» Problem details:
Your answer should be a single number: the count of lines holding the word "that".

» Information provided:

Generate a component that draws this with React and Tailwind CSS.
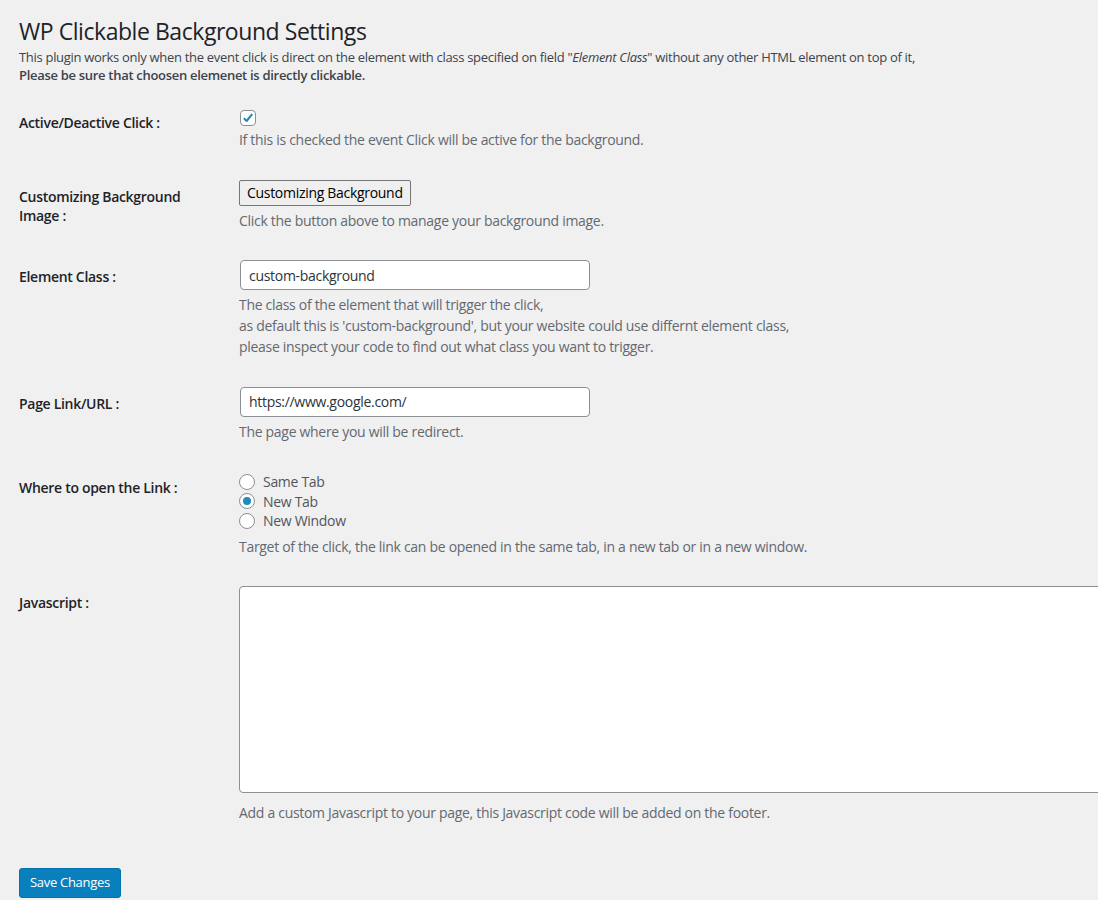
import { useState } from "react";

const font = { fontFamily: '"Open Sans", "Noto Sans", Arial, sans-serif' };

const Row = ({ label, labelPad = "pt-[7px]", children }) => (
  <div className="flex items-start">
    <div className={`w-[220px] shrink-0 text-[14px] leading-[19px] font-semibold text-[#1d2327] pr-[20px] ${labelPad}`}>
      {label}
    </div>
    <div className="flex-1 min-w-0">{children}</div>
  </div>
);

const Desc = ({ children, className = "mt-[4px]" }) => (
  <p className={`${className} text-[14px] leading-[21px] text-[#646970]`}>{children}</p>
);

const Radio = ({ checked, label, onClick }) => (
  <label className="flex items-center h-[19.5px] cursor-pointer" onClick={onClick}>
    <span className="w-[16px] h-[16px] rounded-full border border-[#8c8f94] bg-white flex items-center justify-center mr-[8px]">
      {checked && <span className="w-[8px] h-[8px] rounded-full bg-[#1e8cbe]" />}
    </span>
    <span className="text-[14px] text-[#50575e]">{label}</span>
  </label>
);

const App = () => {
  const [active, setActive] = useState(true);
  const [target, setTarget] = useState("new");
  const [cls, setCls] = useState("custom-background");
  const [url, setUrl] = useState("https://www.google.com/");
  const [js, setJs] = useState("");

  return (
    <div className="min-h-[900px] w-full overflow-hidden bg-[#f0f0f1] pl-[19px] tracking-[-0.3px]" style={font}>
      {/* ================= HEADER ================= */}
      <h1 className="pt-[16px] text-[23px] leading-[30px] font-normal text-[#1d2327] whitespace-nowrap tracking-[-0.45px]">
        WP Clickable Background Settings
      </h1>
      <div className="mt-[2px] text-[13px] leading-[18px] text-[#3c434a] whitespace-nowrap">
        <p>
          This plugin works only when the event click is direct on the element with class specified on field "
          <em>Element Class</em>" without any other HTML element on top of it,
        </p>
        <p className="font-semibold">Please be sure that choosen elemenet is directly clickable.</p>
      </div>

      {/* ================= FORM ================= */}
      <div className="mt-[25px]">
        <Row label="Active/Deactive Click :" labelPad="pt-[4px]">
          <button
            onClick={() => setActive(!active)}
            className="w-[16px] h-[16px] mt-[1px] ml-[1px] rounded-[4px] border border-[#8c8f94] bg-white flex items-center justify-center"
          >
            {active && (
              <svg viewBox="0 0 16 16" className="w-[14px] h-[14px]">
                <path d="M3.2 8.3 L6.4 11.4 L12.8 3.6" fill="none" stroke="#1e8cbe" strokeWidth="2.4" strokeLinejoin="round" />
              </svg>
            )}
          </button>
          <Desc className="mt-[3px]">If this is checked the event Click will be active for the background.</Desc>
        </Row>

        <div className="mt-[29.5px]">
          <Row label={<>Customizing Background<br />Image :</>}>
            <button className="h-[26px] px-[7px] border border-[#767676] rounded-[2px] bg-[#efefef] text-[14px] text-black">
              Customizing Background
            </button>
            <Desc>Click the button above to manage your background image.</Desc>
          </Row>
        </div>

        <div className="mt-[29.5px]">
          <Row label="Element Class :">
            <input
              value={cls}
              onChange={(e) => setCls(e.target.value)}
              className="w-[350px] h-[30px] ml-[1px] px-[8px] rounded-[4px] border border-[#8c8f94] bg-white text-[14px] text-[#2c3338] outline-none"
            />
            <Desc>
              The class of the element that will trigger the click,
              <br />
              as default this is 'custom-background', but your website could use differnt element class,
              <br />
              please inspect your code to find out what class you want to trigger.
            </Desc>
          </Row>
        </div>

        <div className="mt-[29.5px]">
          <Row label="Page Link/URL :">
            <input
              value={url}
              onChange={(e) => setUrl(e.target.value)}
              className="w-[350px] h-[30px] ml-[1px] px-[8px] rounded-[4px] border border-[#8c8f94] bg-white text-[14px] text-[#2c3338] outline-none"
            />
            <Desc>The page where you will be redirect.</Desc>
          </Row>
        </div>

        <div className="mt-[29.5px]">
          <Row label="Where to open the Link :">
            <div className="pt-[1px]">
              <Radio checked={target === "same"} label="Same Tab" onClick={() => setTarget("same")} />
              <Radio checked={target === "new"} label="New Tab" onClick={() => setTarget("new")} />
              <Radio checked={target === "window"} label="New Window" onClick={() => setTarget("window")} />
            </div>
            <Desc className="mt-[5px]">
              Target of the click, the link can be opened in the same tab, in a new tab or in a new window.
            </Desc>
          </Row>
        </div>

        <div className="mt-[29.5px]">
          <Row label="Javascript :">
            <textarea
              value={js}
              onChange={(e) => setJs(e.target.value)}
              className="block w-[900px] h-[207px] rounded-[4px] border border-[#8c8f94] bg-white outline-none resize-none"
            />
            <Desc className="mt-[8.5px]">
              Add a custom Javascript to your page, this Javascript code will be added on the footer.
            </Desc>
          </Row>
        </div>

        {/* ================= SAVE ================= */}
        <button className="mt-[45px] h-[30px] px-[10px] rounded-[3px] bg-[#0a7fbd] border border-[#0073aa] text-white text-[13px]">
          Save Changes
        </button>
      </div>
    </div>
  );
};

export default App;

» Written solution:
3